Es gilt die Sorgen und Ängste in der Bevölkerung ernst zu nehmen, ihnen mit Sachlichkeit zu begegnen. Wer Österreich liebt, spaltet es nicht. Im Zusammenleben von Menschen gibt es immer auch Probleme, die dürfen nicht verschwiegen werden. In einem Rechtsstaat gelten klare Regeln und Pflichten. Die Österreicherinnen und Österreicher erwarten zu Recht Lösungen von der Politik – Lösungen für Traiskirchen, aber auch Lösungen für all die anderen Themen, die sie und die uns alle betreffen: steigende Arbeitslosigkeit, steigende Mieten, eine wachsende Kluft zwischen Arm und Reich und die Zukunft der Bildung. Wenn in diesem Land knapp eine Million Menschen funktionale Analphabeten sind oder zunehmend mehr Menschen von Altersarmut betroffen sind, können wir es uns als Gesellschaft ganz einfach nicht leisten, auf Nöte wie diese zu vergessen. Was niemandem hilft, weder obdachlosen Österreichern noch obdachlosen Flüchtlingskindern: wenn die Not von Menschen gegeneinander ausgespielt wird.

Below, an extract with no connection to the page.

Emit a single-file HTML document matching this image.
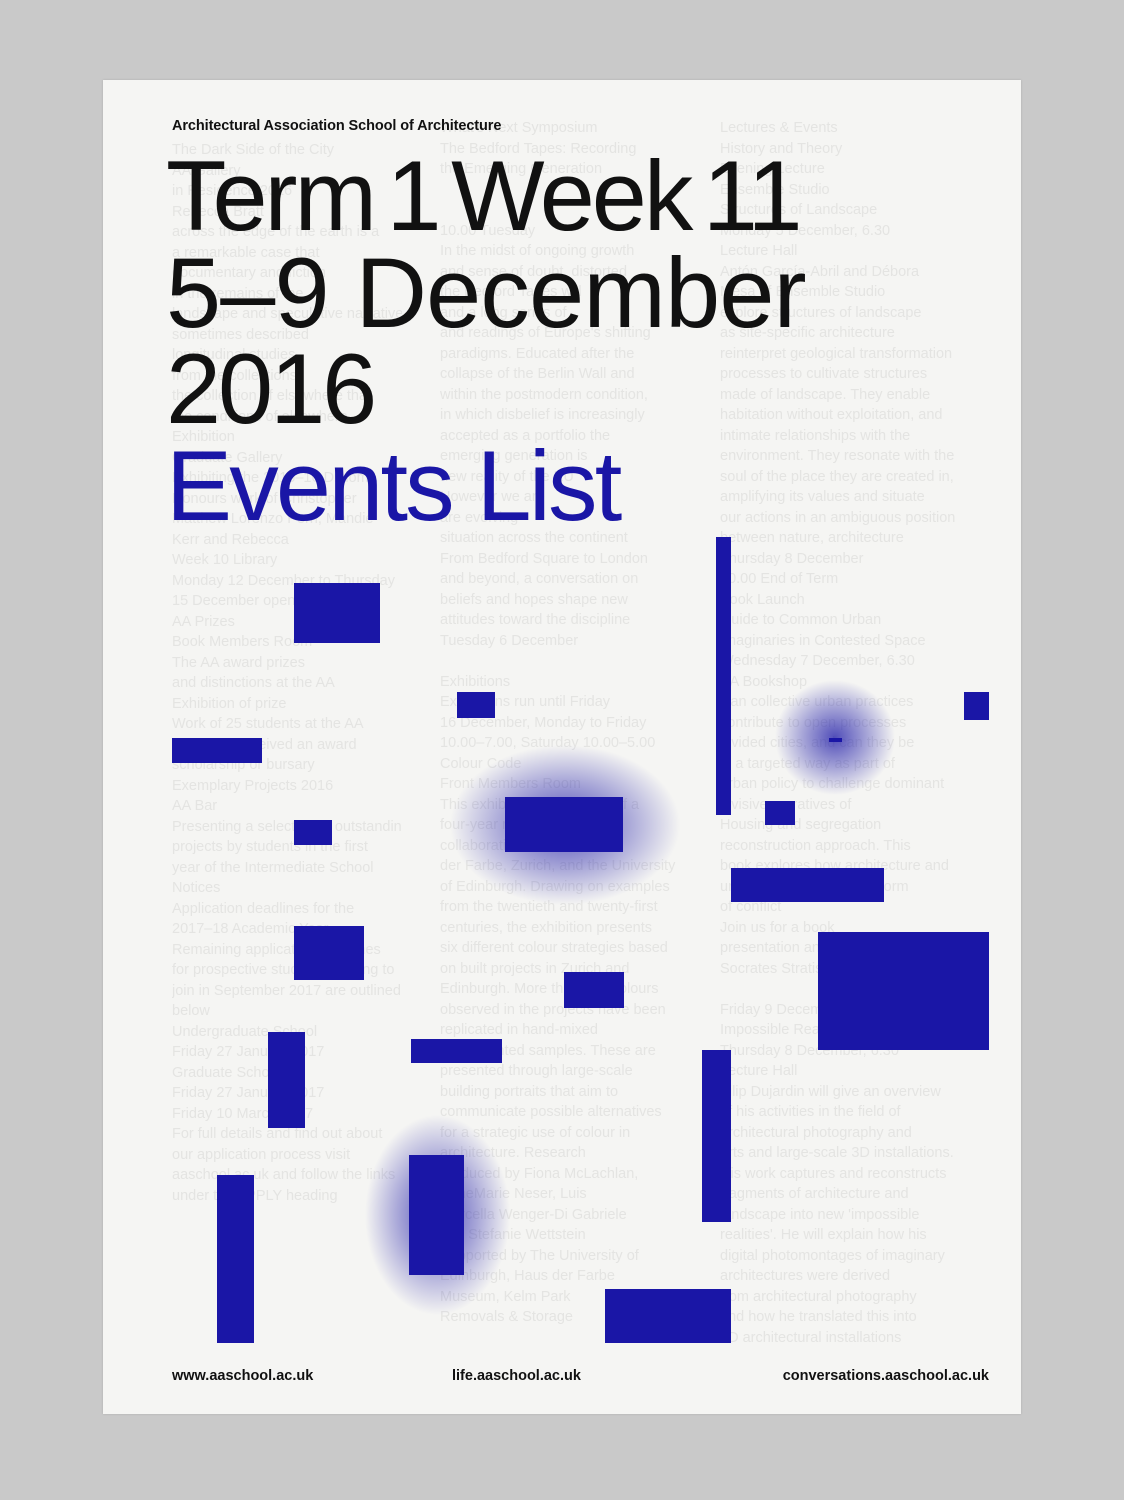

Aufgaben, die anstehen, gibt es genug. Wenn Flüchtlingszelte in Traiskirchen und an anderen Orten den Blick auf diese Aufgaben verstellen, dann ist das nur ein Grund mehr, diese Zelte endlich abzubauen und Menschen auf der Flucht eine menschenwürdige Unterkunft zu bieten. Gemeinsam schaffen wir das – mit Mut, Verantwortung und Menschlichkeit.